One possibility that has been discussed is having a stateful object that initializes to the default configuration which can then be modified through mutator methods. This was the intention of the argument configuration validator class used in CmdStan, but it’s not clear how that would work with a C++ API being accessed by both Python and R clients.

I think we are both talking about a input config and output config with defaults in which case yes I agree

In my mindspace this feels like an R tmpfile and python pickle we point cmdstan to right?

Specifying initial values is seriously annoying. The radius (or r equiv) is very handy. I’m happy for information, but I prefer software that doesn’t take every opportunity to beat me over the head with a stick in case my model is not somebody’s idea of optimal.


The problem is that this introduces a file system intermediary which breaks the up the current flow of the interfaces, where everything is local to the interface environment.

How do you prevent typical users from setting a feature that an advanced user could set?

I find a need to lower this in 100-coefficient logistic regression simulations. Those can be really numerically unstable at wide initial values.
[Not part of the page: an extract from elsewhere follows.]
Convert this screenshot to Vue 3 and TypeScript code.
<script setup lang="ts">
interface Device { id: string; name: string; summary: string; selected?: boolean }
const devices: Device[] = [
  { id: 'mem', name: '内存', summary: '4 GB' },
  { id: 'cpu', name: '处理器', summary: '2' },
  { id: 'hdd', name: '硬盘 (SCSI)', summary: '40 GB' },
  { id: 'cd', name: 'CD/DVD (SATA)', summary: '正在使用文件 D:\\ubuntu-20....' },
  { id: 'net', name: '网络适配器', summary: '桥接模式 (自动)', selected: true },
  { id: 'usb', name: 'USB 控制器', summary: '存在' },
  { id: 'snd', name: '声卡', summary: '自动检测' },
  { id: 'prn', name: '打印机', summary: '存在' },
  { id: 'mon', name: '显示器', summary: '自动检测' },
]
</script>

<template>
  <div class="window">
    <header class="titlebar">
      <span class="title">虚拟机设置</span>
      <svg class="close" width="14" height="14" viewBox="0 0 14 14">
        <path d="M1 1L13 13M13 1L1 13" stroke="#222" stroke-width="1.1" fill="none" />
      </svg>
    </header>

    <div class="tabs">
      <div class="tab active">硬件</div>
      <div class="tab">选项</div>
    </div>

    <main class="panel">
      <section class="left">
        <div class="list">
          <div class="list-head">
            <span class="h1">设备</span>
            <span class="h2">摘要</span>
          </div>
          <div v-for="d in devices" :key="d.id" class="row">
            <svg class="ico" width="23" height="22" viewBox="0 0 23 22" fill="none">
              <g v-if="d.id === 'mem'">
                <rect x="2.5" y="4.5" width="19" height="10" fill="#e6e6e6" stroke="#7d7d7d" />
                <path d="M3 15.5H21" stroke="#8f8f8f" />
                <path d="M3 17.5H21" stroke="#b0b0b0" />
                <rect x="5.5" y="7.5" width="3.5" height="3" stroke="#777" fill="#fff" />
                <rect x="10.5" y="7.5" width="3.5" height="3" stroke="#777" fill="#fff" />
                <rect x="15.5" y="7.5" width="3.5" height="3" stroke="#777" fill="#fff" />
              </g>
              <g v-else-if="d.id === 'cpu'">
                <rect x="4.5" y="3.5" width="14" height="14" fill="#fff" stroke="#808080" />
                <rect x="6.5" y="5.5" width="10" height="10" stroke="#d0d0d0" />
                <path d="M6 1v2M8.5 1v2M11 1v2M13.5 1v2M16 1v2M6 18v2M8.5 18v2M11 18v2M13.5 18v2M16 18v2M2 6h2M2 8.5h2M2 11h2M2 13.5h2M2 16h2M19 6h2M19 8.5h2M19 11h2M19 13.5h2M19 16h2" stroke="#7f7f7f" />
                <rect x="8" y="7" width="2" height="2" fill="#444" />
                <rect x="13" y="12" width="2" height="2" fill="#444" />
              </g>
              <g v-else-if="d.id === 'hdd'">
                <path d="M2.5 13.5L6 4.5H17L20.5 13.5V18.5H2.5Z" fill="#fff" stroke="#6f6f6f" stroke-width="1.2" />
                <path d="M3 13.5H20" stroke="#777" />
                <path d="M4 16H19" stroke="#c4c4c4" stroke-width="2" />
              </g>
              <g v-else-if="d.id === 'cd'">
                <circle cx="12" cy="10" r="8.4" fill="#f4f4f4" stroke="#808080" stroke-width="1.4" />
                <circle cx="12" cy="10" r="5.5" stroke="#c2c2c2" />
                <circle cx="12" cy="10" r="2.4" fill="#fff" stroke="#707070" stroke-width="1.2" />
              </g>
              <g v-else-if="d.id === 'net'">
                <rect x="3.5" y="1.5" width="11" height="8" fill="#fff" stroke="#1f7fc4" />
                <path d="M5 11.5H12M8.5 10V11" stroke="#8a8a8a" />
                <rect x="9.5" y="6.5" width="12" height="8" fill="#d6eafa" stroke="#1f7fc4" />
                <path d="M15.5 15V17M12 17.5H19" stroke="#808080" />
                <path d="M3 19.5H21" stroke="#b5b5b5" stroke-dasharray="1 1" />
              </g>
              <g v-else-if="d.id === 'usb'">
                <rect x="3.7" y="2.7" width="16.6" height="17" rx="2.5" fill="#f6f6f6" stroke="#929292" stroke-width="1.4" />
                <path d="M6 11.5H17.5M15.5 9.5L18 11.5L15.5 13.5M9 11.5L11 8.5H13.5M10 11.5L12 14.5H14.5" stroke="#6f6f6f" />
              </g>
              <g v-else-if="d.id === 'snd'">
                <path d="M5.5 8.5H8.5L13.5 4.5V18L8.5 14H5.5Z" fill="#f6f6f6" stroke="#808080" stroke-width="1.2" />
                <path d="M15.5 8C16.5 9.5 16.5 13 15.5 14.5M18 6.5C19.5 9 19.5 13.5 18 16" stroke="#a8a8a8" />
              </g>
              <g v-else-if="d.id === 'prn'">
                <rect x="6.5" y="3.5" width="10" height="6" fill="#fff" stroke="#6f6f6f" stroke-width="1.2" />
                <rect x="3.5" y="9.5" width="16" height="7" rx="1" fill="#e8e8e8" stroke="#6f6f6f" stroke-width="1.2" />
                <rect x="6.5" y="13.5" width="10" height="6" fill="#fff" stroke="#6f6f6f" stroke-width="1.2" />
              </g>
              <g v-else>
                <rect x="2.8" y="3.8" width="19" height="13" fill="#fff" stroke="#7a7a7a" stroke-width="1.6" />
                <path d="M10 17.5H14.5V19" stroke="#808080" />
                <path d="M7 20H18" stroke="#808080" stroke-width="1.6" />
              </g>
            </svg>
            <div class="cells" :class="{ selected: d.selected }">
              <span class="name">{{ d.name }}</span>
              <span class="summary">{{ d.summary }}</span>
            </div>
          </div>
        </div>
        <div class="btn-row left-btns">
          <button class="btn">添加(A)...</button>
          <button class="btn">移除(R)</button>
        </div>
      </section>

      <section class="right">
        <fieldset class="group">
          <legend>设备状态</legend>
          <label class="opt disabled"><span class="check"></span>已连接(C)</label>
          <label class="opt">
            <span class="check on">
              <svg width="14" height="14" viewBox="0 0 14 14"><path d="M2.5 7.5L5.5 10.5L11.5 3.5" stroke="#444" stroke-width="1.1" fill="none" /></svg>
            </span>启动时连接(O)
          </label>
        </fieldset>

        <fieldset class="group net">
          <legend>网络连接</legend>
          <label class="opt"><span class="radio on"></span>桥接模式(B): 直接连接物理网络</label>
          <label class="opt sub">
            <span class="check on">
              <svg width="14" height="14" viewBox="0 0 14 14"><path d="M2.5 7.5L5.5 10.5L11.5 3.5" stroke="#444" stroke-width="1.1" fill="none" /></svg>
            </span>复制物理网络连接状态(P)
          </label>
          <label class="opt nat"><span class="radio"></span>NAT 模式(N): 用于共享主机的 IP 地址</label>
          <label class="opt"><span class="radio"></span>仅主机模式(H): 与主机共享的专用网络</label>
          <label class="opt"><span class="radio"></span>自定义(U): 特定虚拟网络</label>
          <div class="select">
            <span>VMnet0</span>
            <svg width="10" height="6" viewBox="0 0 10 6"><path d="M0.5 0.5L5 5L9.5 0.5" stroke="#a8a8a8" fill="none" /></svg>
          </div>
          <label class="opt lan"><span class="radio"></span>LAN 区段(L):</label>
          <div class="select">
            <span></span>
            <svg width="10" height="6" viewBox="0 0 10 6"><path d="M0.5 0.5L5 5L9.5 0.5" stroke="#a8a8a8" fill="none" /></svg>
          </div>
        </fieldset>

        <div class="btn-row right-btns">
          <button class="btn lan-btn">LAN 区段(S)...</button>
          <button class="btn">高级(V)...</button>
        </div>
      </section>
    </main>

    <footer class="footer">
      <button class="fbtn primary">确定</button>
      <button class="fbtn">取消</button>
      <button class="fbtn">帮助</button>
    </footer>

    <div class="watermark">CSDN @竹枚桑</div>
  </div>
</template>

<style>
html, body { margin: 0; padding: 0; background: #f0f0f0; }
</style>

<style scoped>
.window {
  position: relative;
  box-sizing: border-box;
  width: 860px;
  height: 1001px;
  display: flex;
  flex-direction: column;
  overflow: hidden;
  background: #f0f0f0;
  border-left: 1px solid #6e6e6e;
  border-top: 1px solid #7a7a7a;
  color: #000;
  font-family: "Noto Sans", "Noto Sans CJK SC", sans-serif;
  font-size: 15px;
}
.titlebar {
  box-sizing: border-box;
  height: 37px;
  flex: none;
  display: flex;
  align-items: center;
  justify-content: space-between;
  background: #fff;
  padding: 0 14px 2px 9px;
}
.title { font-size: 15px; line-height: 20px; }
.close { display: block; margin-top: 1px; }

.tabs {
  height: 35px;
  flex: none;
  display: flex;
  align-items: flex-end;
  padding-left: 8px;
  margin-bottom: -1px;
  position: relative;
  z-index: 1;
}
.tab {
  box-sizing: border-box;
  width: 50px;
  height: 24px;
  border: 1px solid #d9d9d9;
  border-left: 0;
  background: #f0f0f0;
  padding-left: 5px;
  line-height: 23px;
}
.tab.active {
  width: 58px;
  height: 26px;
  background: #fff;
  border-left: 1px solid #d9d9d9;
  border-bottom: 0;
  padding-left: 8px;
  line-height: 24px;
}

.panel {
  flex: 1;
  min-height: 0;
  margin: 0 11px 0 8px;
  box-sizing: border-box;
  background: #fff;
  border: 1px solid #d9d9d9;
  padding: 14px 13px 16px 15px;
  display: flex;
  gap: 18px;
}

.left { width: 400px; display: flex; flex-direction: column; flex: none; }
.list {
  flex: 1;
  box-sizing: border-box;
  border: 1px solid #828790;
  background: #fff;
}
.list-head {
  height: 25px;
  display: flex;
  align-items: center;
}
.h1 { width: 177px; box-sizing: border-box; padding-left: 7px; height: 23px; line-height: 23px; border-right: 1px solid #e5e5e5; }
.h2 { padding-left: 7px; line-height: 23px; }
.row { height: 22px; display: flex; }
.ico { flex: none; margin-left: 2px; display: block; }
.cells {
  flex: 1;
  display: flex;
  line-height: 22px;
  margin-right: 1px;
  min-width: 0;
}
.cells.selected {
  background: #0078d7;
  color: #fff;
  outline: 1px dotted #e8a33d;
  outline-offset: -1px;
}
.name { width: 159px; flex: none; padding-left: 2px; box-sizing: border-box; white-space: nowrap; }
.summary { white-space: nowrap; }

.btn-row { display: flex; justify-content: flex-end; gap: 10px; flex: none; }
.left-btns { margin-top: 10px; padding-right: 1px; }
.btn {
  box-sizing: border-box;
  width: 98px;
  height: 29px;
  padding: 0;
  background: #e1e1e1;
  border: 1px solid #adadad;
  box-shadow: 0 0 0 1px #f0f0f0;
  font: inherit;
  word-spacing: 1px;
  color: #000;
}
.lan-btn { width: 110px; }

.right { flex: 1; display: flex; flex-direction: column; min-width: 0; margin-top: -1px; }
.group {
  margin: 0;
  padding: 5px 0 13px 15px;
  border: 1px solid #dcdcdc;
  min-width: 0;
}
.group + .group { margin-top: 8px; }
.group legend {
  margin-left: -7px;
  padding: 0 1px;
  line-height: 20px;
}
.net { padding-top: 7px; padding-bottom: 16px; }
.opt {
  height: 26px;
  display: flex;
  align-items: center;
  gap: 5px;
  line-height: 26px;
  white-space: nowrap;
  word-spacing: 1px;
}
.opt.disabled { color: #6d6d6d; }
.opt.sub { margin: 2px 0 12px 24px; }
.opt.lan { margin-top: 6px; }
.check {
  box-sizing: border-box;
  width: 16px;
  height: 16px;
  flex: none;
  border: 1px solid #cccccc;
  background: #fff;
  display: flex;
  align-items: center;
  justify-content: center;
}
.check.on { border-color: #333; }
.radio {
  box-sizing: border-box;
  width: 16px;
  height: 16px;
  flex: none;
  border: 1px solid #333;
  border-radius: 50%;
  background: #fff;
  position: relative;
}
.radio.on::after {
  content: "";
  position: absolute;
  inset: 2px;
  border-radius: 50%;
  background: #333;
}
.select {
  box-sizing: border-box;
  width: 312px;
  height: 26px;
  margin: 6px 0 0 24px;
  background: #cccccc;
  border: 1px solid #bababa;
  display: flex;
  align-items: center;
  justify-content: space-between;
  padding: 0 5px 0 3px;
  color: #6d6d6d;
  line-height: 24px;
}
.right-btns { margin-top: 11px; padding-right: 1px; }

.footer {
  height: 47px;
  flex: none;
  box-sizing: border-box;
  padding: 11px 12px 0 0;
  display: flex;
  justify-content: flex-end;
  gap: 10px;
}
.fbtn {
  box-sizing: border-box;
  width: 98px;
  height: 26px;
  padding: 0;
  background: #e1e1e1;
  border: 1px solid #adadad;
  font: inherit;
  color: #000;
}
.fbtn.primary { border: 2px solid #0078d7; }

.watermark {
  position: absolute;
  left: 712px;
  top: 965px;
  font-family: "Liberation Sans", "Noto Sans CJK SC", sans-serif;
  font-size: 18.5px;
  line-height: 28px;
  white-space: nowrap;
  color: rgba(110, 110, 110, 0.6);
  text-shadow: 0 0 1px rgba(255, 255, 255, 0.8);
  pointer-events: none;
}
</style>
What kind of models do you have where that’s necessary? We almost never have to do that with the more recent versions of Stan.

That’s a huge burden for large models.

Does “nominal” just mean default here?

Obfuscation through documentation – they would just not be shown in the introductory treatments and examples. Many of the existing arguments have this flavor already.

Yes, “nominal” in the physics/engineering sense of default.